Intro
On my last few posts I’ve tried answering high level questions such as “What is Causal inference?”, “How is it different than ML?” and “When should I use it?”.
In this post we finally get our hands dirty with some Kaggle style Causal Inference algorithms bake off!
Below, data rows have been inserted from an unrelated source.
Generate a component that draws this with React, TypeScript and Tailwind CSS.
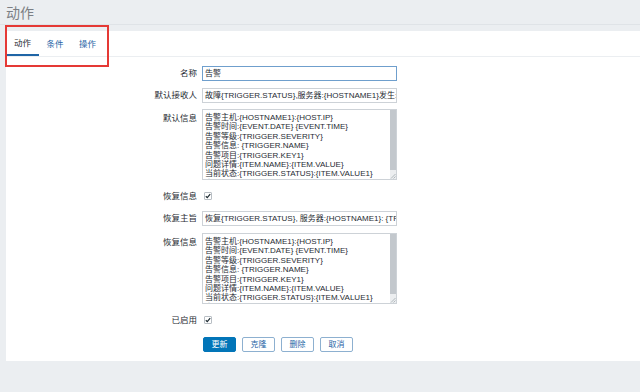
import React from "react";

const FONT = { fontFamily: '"Liberation Sans", Arial, "Noto Sans CJK SC", sans-serif' };

const MESSAGE = [
  "告警主机:{HOSTNAME1}:{HOST.IP}",
  "告警时间:{EVENT.DATE} {EVENT.TIME}",
  "告警等级:{TRIGGER.SEVERITY}",
  "告警信息: {TRIGGER.NAME}",
  "告警项目:{TRIGGER.KEY1}",
  "问题详情:{ITEM.NAME}:{ITEM.VALUE}",
  "当前状态:{TRIGGER.STATUS}:{ITEM.VALUE1}",
  "事件ID:{EVENT.ID}",
];

function Label({ children, top }: { children: React.ReactNode; top?: boolean }) {
  return (
    <div className={`w-[196px] shrink-0 pr-[5px] text-right text-[8.5px] text-[#1f2c33] ${top ? "pt-[3px] leading-[12px]" : "leading-[15px]"}`}>
      {children}
    </div>
  );
}

function TextInput({ value, focused }: { value: string; focused?: boolean }) {
  return (
    <div
      className={`h-[15px] w-[195px] overflow-hidden whitespace-nowrap border bg-white px-[2px] text-[8px] leading-[13px] text-[#1f2c33] ${
        focused ? "border-[#6f9fcd]" : "border-[#cdd2d7]"
      }`}
    >
      {value}
    </div>
  );
}

function MessageBox() {
  return (
    <div className="relative flex h-[71px] w-[195px] border border-[#cdd2d7] bg-white">
      <div className="flex-1 overflow-hidden whitespace-pre px-[2px] pt-[3px] text-[8px] leading-[9.4px] text-[#1f2c33]">
        {MESSAGE.map((l) => (
          <div key={l}>{l}</div>
        ))}
      </div>
      <div className="flex w-[6px] flex-col bg-[#eceef0]">
        <div className="h-[60px] bg-[#c3c8cd]" />
      </div>
      <svg className="absolute bottom-0 right-0" width="6" height="6" viewBox="0 0 6 6">
        <path d="M1 5.5L5.5 1M3.5 5.5L5.5 3.5" stroke="#9aa0a6" strokeWidth="0.7" />
      </svg>
    </div>
  );
}

function Check() {
  return (
    <div className="flex h-[14px] items-center pl-[2px]">
      <div className="flex h-[8px] w-[8px] items-center justify-center rounded-[1px] border border-[#b8bec4] bg-white">
        <svg width="6" height="6" viewBox="0 0 6 6">
          <path d="M0.8 3.2L2.3 4.6L5.2 1.2" stroke="#1f2c33" strokeWidth="1.2" fill="none" />
        </svg>
      </div>
    </div>
  );
}

function Btn({ children, primary }: { children: React.ReactNode; primary?: boolean }) {
  return (
    <div
      className={`flex h-[15px] w-[33px] items-center justify-center rounded-[2px] border text-[8px] ${
        primary ? "border-[#0275b8] bg-[#0275b8] text-white" : "border-[#8db0d0] bg-white text-[#1f65a6]"
      }`}
    >
      {children}
    </div>
  );
}

export default function App() {
  return (
    <div className="relative h-[392px] w-[640px] overflow-hidden bg-[#ebeef1]" style={FONT}>
      <div className="h-[25px] border-b border-[#dfe3e7] pl-[6px] text-[14px] leading-[26px] text-[#7b7f84]">动作</div>

      <div className="ml-[6px] mt-[6px] h-[330px] bg-white">
        <div className="flex h-[26px] border-b border-[#ebeef1] text-[8.5px]">
          <div className="flex w-[33px] items-center justify-center border-b-2 border-[#1f65a6] pt-[1px] text-[#1f2c33]">动作</div>
          <div className="flex w-[32px] items-center justify-center pt-[1px] text-[#1f65a6]">条件</div>
          <div className="flex w-[33px] items-center justify-center pt-[1px] text-[#1f65a6]">操作</div>
        </div>

        <div className="flex flex-col">
          <div className="mt-[9px] flex">
            <Label>名称</Label>
            <TextInput value="告警" focused />
          </div>
          <div className="mt-[7px] flex">
            <Label>默认接收人</Label>
            <TextInput value="故障{TRIGGER.STATUS},服务器:{HOSTNAME1}发生: {TRIGGER.NAME}故障!" />
          </div>
          <div className="mt-[6px] flex">
            <Label top>默认信息</Label>
            <MessageBox />
          </div>
          <div className="mt-[9px] flex">
            <Label>恢复信息</Label>
            <Check />
          </div>
          <div className="mt-[7px] flex">
            <Label>恢复主旨</Label>
            <TextInput value="恢复{TRIGGER.STATUS}, 服务器:{HOSTNAME1}: {TRIGGER.NAME}已恢复!" />
          </div>
          <div className="mt-[7px] flex">
            <Label top>恢复信息</Label>
            <MessageBox />
          </div>
          <div className="mt-[9px] flex">
            <Label>已启用</Label>
            <Check />
          </div>
          <div className="ml-[197px] mt-[9px] flex gap-[6px]">
            <Btn primary>更新</Btn>
            <Btn>克隆</Btn>
            <Btn>删除</Btn>
            <Btn>取消</Btn>
          </div>
        </div>
      </div>

      <div className="absolute left-[5px] top-[25px] h-[42px] w-[104px] border-2 border-[#e53935]" />
    </div>
  );
}
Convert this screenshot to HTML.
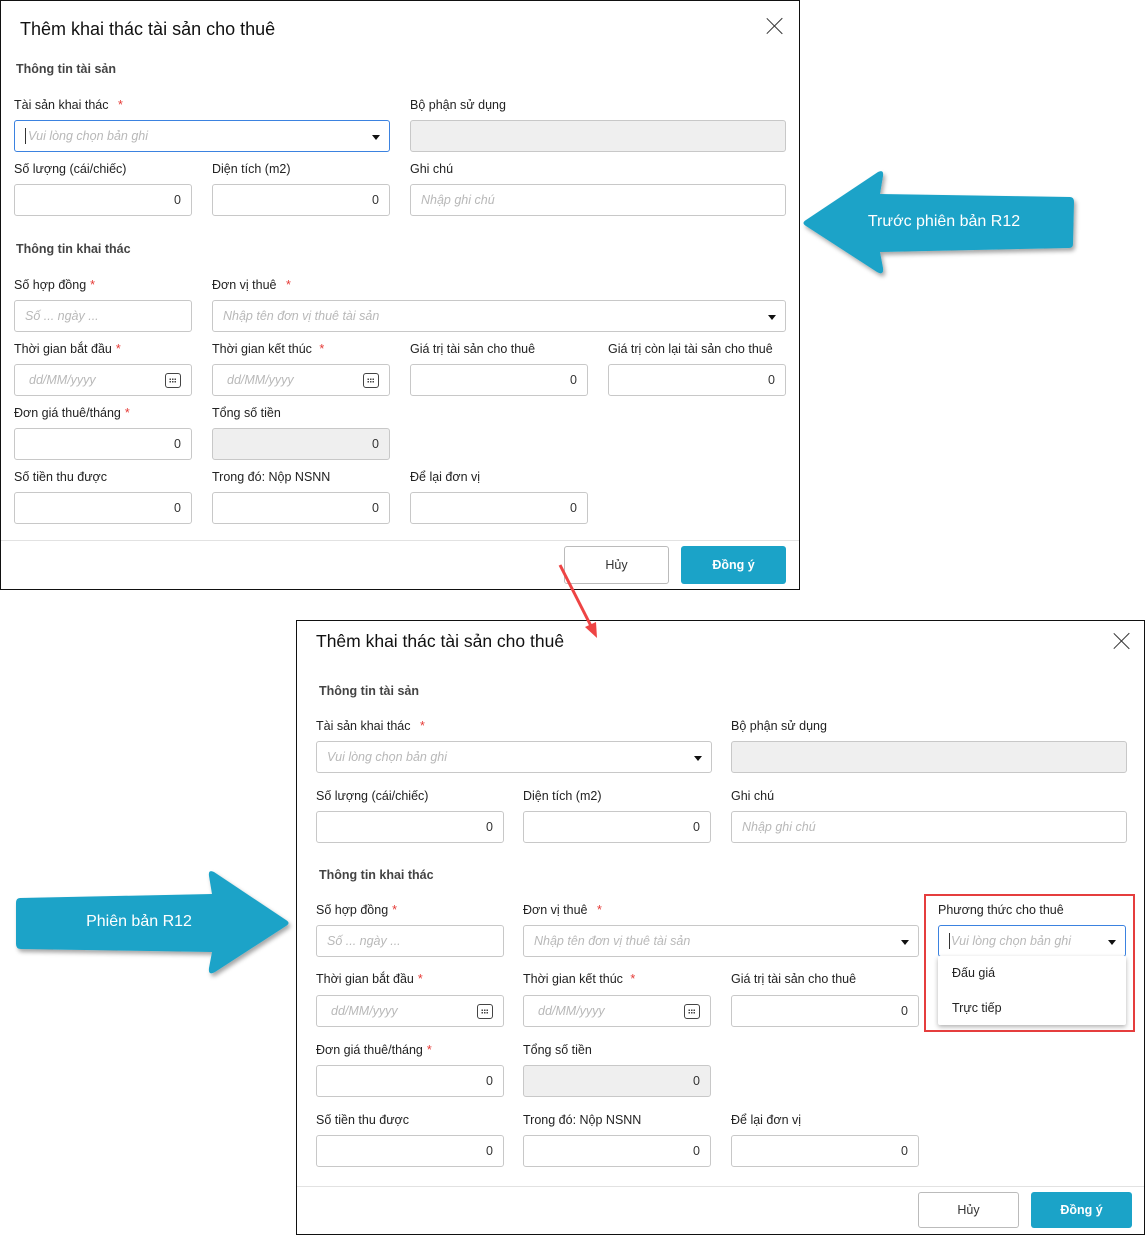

In this competition I’ll pit some well known ML algorithms vs a few specialized Causal Inference (CI) algorithms and find out who’s hot and who’s not!
Causal Inference objectives and the need for specialized algorithms
ATE: Average Treatment Effect
So far we’ve learned that in order to estimate the causal dependence of \(Y\) on \(X\) we need to use a set of features \(Z_B\) that satisfies the “Backdoor criteria”. We can then use the g-computation formula:
\[\mathbb{E}(Y|do(x)) = \sum_{z_B}f(x,z_B)P(z_B)\]
where \(Y\) is our target variable, \(do(x)\) is the action of setting a treatment \(X\) to a value \(x\) (see my previuos post for more details on the do operator) and \(f(x,z_B) = \hat{\mathbb{E}}(Y|x,z_B)\) is some predictor function we can obtain using regular ML algorithms.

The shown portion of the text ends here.